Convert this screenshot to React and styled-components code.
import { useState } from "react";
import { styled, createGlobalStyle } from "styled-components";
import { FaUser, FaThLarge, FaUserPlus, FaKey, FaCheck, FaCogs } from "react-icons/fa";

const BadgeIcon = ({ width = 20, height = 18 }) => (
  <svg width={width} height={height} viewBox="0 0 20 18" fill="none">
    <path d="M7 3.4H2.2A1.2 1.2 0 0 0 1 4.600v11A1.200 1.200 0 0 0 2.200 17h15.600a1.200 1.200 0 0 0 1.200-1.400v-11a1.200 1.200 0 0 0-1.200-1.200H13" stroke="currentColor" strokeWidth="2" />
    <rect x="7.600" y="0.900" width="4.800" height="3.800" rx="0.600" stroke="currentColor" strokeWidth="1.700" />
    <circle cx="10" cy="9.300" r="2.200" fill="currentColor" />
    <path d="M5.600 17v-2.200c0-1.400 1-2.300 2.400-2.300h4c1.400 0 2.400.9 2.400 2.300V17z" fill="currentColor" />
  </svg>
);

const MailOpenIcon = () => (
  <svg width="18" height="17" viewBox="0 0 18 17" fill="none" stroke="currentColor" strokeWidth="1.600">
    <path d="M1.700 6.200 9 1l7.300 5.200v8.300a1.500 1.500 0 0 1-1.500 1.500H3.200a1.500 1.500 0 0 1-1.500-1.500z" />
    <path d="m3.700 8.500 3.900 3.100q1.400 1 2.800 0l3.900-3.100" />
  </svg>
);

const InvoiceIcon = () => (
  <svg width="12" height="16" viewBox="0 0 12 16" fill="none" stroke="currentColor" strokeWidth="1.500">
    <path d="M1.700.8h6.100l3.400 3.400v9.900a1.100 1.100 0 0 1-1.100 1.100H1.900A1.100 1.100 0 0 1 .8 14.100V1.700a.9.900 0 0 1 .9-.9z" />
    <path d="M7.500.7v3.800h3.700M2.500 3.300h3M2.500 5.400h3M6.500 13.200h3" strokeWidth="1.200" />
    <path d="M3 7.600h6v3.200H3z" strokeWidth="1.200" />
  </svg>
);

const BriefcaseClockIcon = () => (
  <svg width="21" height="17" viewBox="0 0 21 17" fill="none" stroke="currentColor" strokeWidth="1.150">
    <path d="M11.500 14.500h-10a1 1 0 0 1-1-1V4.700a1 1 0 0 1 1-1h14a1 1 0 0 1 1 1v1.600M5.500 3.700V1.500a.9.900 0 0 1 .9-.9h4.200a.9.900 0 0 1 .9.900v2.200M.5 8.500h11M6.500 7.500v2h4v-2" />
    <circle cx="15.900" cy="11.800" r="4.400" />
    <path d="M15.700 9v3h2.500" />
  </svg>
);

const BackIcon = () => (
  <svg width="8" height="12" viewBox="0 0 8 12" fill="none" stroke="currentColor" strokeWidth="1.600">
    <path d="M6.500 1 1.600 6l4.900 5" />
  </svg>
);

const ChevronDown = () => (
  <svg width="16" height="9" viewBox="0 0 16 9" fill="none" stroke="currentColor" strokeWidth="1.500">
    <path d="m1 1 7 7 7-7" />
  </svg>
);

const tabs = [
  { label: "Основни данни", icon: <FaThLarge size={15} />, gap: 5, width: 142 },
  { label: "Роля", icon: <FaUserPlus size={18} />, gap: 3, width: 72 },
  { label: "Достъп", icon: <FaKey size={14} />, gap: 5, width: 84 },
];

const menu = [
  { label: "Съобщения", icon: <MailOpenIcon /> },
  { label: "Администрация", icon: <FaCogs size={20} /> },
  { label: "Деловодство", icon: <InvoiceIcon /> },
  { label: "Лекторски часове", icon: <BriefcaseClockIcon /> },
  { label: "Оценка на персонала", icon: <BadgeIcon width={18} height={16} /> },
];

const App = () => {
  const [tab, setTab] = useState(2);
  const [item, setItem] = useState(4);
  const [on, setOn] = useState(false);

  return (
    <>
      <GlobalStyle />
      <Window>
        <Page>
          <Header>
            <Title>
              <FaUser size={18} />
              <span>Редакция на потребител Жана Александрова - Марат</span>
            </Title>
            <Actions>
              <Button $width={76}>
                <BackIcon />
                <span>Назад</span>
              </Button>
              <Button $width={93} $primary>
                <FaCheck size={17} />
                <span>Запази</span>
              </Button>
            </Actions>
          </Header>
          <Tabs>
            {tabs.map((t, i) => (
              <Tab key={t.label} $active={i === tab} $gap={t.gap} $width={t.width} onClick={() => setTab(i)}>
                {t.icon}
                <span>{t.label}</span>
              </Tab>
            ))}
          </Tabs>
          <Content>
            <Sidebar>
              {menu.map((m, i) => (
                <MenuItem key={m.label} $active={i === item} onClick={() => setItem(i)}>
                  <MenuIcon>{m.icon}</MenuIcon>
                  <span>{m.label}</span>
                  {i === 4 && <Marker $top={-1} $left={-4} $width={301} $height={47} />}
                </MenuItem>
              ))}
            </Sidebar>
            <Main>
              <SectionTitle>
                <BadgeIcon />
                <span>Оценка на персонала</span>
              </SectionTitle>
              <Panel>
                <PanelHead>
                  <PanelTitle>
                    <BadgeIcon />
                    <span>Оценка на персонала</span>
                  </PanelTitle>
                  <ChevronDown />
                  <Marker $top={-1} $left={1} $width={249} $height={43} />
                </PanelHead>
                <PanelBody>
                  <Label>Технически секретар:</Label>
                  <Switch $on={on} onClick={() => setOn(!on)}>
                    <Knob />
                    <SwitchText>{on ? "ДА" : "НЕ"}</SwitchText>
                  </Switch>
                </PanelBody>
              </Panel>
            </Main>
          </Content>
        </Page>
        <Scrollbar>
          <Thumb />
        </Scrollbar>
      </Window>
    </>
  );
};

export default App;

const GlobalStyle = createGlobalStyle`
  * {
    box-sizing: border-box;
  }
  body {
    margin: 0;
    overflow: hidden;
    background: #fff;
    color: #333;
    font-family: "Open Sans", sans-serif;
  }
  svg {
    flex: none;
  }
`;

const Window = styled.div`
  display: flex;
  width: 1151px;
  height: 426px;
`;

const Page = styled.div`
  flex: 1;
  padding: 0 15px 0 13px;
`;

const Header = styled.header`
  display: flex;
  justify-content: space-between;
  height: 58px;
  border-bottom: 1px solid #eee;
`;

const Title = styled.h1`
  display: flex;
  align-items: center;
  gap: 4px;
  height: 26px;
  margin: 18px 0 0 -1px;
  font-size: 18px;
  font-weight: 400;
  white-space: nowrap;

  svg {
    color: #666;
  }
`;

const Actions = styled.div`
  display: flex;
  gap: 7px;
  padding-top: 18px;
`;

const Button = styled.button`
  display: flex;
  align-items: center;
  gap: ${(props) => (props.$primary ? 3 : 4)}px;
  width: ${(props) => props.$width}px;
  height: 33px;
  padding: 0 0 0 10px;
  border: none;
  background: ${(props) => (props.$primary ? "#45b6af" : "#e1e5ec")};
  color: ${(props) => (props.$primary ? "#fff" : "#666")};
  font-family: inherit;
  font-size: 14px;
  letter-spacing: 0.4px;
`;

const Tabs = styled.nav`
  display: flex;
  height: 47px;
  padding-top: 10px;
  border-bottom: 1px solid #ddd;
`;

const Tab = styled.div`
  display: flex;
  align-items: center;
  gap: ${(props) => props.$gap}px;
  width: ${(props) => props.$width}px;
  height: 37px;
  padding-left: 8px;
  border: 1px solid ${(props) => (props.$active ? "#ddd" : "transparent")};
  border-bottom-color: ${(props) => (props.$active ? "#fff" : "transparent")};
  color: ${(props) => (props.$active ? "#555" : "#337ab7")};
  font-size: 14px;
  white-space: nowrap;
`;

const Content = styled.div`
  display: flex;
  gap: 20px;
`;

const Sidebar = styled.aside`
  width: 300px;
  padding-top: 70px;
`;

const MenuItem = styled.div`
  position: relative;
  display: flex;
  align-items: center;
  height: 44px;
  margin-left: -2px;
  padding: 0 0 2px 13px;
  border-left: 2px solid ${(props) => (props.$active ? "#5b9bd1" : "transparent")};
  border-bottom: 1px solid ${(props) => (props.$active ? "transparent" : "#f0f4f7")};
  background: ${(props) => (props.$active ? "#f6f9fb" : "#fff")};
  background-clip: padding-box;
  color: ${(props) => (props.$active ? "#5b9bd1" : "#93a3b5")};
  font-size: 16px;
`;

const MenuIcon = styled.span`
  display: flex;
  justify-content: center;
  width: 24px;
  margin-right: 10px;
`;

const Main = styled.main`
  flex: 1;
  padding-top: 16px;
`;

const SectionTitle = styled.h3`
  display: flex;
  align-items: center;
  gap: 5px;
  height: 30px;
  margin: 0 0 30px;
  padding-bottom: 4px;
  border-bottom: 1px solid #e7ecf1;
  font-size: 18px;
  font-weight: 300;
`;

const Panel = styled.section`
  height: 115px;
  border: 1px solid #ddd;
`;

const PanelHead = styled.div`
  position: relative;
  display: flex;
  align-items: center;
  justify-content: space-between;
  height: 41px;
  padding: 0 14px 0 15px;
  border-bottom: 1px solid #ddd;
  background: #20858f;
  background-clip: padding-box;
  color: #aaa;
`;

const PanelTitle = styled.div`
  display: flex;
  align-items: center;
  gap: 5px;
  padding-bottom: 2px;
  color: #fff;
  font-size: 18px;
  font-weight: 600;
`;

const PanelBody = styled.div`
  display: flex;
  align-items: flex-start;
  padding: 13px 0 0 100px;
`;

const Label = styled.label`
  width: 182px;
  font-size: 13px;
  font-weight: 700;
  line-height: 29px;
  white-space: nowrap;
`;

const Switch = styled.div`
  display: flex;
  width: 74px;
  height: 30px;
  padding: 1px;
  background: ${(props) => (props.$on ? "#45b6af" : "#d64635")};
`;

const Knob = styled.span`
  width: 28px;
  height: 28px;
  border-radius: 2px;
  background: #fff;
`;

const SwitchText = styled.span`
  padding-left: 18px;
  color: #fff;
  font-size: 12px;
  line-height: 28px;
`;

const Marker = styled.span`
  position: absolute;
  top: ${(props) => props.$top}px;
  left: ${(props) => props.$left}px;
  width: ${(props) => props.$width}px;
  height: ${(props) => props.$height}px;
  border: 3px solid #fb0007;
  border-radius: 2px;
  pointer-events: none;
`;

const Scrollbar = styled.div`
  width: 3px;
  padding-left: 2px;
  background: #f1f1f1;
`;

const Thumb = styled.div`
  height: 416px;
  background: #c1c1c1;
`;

■ WRITTEN INSTRUCTION
From the data, pick out every line that includes "components".

■ ANSWER TO THIS PROBLEM
Convert this screenshot to React and styled-components code.
import { styled, createGlobalStyle } from "styled-components";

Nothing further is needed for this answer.